▶ **Short exercise**
Retype, with no alterations, every line between the one containing "Reproduce this screenshot" and the one containing "import React from", counting both of those lines too. Pictures are to be left out.

▶ **Information given**
• • • • •

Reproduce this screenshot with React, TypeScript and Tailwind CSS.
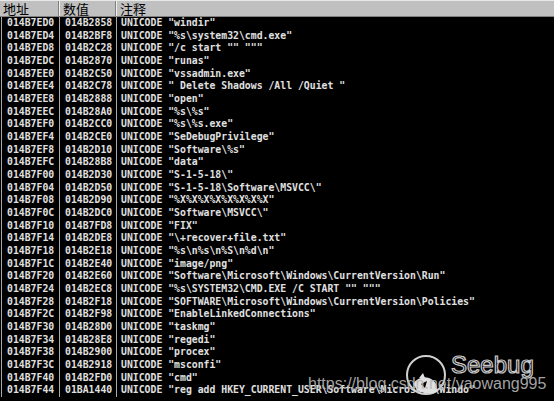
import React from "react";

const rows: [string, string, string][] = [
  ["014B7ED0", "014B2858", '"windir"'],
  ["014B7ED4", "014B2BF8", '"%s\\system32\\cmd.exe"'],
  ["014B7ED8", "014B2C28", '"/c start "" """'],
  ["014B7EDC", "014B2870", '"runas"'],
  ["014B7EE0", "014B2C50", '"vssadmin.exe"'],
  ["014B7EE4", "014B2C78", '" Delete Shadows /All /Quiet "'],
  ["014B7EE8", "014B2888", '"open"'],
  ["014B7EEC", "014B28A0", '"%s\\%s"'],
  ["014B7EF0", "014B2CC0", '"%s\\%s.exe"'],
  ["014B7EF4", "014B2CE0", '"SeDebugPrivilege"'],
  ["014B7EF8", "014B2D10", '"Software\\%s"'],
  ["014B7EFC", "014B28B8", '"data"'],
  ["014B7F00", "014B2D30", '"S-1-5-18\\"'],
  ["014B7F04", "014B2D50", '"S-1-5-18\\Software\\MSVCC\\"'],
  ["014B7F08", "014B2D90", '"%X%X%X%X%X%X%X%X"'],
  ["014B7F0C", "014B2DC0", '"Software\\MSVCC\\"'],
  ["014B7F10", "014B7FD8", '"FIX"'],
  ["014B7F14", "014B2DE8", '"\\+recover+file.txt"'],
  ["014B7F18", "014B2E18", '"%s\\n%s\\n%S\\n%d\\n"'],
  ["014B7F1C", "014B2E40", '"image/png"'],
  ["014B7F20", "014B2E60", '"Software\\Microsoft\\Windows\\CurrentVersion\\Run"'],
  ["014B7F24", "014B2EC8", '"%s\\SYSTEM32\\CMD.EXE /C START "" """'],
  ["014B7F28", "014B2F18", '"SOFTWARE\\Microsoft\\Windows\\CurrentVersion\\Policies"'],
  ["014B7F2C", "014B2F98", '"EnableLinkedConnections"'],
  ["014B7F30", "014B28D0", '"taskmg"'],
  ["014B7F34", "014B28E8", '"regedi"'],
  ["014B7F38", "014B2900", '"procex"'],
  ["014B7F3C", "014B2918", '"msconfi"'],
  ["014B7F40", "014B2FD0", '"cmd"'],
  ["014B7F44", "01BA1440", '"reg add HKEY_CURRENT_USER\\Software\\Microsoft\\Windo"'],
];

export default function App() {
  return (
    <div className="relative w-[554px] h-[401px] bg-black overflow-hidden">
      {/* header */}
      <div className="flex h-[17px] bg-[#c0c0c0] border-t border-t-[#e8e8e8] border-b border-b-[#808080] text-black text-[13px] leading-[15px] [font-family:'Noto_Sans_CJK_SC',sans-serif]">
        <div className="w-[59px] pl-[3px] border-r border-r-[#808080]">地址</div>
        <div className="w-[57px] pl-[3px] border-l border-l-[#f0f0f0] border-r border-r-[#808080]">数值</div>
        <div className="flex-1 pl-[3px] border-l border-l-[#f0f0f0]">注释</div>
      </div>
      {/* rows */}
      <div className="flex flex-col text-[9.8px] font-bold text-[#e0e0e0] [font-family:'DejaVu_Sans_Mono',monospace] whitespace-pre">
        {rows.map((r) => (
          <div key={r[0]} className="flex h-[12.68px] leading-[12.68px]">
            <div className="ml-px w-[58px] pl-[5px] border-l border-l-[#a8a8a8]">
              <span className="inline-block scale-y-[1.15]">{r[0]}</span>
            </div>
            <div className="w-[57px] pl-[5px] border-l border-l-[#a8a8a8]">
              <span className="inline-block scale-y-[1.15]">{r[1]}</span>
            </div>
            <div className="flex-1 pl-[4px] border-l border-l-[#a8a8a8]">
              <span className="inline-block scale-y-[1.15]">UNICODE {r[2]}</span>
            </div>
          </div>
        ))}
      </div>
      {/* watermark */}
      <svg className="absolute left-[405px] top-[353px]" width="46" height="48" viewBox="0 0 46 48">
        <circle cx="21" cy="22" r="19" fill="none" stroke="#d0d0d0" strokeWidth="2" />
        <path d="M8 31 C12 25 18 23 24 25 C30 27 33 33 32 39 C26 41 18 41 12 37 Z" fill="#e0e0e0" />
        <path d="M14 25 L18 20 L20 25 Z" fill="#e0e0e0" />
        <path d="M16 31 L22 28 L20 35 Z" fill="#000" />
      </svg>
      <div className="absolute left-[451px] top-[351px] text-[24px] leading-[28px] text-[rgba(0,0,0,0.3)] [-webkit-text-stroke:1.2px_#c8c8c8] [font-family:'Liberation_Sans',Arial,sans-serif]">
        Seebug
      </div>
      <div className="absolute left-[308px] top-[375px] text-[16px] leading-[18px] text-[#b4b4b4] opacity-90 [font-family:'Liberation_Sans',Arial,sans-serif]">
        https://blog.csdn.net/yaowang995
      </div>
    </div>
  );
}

• • • • •

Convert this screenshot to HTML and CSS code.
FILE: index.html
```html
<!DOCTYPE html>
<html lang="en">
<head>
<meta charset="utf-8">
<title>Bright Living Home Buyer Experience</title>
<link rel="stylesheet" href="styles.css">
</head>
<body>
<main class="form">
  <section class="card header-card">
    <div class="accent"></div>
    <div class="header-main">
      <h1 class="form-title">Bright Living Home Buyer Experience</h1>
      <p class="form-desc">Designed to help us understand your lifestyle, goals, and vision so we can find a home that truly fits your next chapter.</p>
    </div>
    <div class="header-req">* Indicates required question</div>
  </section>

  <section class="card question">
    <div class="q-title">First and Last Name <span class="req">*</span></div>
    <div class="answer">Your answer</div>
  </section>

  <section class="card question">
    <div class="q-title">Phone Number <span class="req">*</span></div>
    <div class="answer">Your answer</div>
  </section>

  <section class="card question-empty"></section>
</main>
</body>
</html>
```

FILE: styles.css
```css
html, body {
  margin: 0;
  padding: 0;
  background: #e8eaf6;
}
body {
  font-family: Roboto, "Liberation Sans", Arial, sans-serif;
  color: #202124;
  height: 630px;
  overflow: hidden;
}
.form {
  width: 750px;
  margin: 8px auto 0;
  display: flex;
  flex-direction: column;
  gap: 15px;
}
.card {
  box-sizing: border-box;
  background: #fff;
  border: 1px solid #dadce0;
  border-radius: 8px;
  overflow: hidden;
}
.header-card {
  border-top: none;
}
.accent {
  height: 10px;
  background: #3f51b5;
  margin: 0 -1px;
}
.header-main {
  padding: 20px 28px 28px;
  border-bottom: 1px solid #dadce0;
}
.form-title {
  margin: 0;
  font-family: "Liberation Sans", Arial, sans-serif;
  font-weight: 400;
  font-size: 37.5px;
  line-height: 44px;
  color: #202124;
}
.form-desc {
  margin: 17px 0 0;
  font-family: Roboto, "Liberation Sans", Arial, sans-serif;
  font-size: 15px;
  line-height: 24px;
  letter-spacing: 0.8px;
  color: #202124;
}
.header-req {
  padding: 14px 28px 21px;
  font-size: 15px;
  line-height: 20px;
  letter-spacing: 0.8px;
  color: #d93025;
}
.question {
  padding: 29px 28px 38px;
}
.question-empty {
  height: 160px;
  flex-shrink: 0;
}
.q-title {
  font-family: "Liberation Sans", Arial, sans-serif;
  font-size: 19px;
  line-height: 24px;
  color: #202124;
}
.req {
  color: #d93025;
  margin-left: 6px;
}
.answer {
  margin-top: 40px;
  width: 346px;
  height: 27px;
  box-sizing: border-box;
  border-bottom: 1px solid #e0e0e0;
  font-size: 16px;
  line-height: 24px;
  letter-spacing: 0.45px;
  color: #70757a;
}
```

• • • • •

▶ **Finished exercise**
Reproduce this screenshot with React, TypeScript and Tailwind CSS.
import React from "react";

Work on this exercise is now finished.